Approaching Homage to 6,000,000 I, on loan from the Osaka City Museum in Japan (another sculpture with this title is owned by The Israel Museum in Jerusalem), Rapaport said, "By 1964, she had become famous, well-recognized, and she moved beyond self-portrait. She could look into the larger culture for subject matter." Grim and austere, Homage consists of "60 boxes, wooden crates — the factories" of Nazi Germany, Rapaport said, "spools of thread — Jewish labor," matte-black spray paint coating everything, compressing the shapes and blocking out even the possibility of light.

Another Nevelson sculpture, the 55-foot White Flame of the Six Million, was commissioned by Temple Beth El in Great Neck, NY, in 1970; it includes an ark for the Torah and an eternal light, all painted white, and evokes flames and twisted bodies.
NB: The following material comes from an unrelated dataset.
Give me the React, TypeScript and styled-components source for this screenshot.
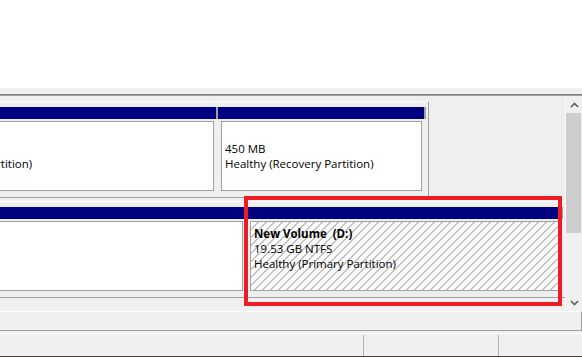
import React from 'react'
import styled, { createGlobalStyle } from 'styled-components'

const GlobalStyle = createGlobalStyle`
  html, body {
    margin: 0;
    padding: 0;
    background: #f0f0f0;
  }
  body {
    font-family: "Open Sans", "Noto Sans", sans-serif;
  }
`

// horizontal scroll offset of the graphical disk view
const SCROLL_X = 132

type Part = {
  width: number
  title?: string
  lines: string[]
  hatched?: boolean
  selected?: boolean
}

type Disk = {
  parts: Part[]
}

const disks: Disk[] = [
  {
    parts: [
      { width: 218 + SCROLL_X, lines: ['', '', 'Healthy (EFI System Partition)'] },
      { width: 208, lines: ['', '450 MB', 'Healthy (Recovery Partition)'] },
    ],
  },
  {
    parts: [
      { width: 247 + SCROLL_X, lines: [] },
      {
        width: 316,
        title: 'New Volume  (D:)',
        lines: ['19.53 GB NTFS', 'Healthy (Primary Partition)'],
        hatched: true,
        selected: true,
      },
    ],
  },
]

const Chevron = ({ up }: { up?: boolean }) => (
  <svg width="9" height="6" viewBox="0 0 9 6">
    <path
      d={up ? 'M1 5 L4.5 1.5 L8 5' : 'M1 1 L4.5 4.5 L8 1'}
      fill="none"
      stroke="#606060"
      strokeWidth="1.6"
    />
  </svg>
)

export default function App() {
  return (
    <>
      <GlobalStyle />
      <Window>
        <ListPane />
        <Splitter />

        <DiskPane>
          <DiskArea>
            <Canvas>
              {disks.map((disk, i) => (
                <DiskRow key={i}>
                  {disk.parts.map((part, j) => (
                    <Partition key={j} style={{ width: part.width }}>
                      <Header />
                      <Body $hatched={part.hatched}>
                        {part.title && <Title>{part.title}</Title>}
                        {part.lines.map((line, k) => (
                          <Line key={k}>{line}</Line>
                        ))}
                      </Body>
                      {part.selected && <Highlight />}
                    </Partition>
                  ))}
                </DiskRow>
              ))}
            </Canvas>
          </DiskArea>

          <VScroll>
            <ArrowButton>
              <Chevron up />
            </ArrowButton>
            <Thumb />
            <Track />
            <ArrowButton>
              <Chevron />
            </ArrowButton>
          </VScroll>
        </DiskPane>

        <Legend />

        <StatusBar>
          <StatusCell $width={363} />
          <StatusCell $width={134} />
          <StatusCell />
        </StatusBar>
        <BottomEdge />
      </Window>
    </>
  )
}

const Window = styled.div`
  width: 582px;
  height: 357px;
  display: flex;
  flex-direction: column;
  background: #f0f0f0;
  overflow: hidden;
  font-size: 11.5px;
  color: #000;
`
const ListPane = styled.div`
  height: 88px;
  background: #fff;
`
const Splitter = styled.div`
  height: 6px;
  background: #f0f0f0;
  border-bottom: 1px solid #808080;
`
const DiskPane = styled.div`
  height: 215px;
  display: flex;
  border-top: 1px solid #a0a0a0;
  background: #efefef;
`
const DiskArea = styled.div`
  flex: 1;
  overflow: hidden;
`
const Canvas = styled.div`
  display: flex;
  flex-direction: column;
  align-items: flex-start;
  gap: 3px;
  padding-top: 5px;
  margin-left: -${SCROLL_X}px;
`
const DiskRow = styled.div`
  display: flex;
  padding: 5px 2px 3px 0;
  border-top: 1px solid #fff;
  border-bottom: 1px solid #a0a0a0;
  border-right: 1px solid #a0a0a0;
`
const Partition = styled.div`
  position: relative;
  display: flex;
  flex-direction: column;
`
const Header = styled.div`
  height: 12px;
  background: #000080;
  border-right: 2px solid #a0a0a0;
`
const Body = styled.div<{ $hatched?: boolean }>`
  box-sizing: border-box;
  height: 70px;
  margin: 2px 4px 3px 3px;
  padding: 4px 3px 0;
  border: 1px solid #a0a0a0;
  background: ${p =>
    p.$hatched
      ? 'repeating-linear-gradient(135deg, #fff 0 4.5px, #c0c0c0 4.5px 5.657px)'
      : '#fff'};
  overflow: hidden;
  white-space: pre;
`
const Line = styled.div`
  height: 15px;
  line-height: 15px;
`
const Title = styled(Line)`
  font-weight: 700;
`
const Highlight = styled.div`
  position: absolute;
  left: -3px;
  top: -11px;
  width: 318px;
  height: 110px;
  box-sizing: border-box;
  border: 4px solid #ed1c24;
  pointer-events: none;
`
const VScroll = styled.div`
  width: 16px;
  display: flex;
  flex-direction: column;
  background: #f0f0f0;
  border-left: 1px solid #f8f8f8;
`
const ArrowButton = styled.div`
  height: 17px;
  display: flex;
  align-items: center;
  justify-content: center;
`
const Thumb = styled.div`
  height: 120px;
  margin-right: 1px;
  background: #cdcdcd;
`
const Track = styled.div`
  flex: 1;
`
const Legend = styled.div`
  height: 18px;
  border-top: 1px solid #fff;
  border-bottom: 1px solid #a0a0a0;
  border-right: 1px solid #a0a0a0;
  margin-bottom: 2px;
`
const StatusBar = styled.div`
  height: 22px;
  display: flex;
  border-top: 1px solid #fff;
`
const StatusCell = styled.div<{ $width?: number }>`
  ${p => (p.$width ? `width: ${p.$width}px;` : 'flex: 1;')}
  margin-top: 1px;
  & + & {
    border-left: 1px solid #b4b4b4;
  }
`
const BottomEdge = styled.div`
  height: 1px;
  background: #4b4237;
`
Rapaport, who grew up in Fair Haven, attended religious school at Congregation B'nai Israel in Rumson, where her parents still belong. She graduated from Amherst College in Massachusetts and received her master's degree from Rutgers University. During high school and college, she had internships at the Metropolitan Museum of Art and an apprenticeship at Christie's auction house in Manhattan. "I knew I wanted to work in museums," she said.

Rapaport chose an interesting title for this exhibit, the highlight — so far — of her museum career. She might easily have called it "Deconstructing a Legend," for what she has done is examine the strands that made up the woman and the artist, pay tribute to the persona, and, as she writes in her book, "provide an opportunity to reassess and confirm Louise Nevelson's lifelong achievement."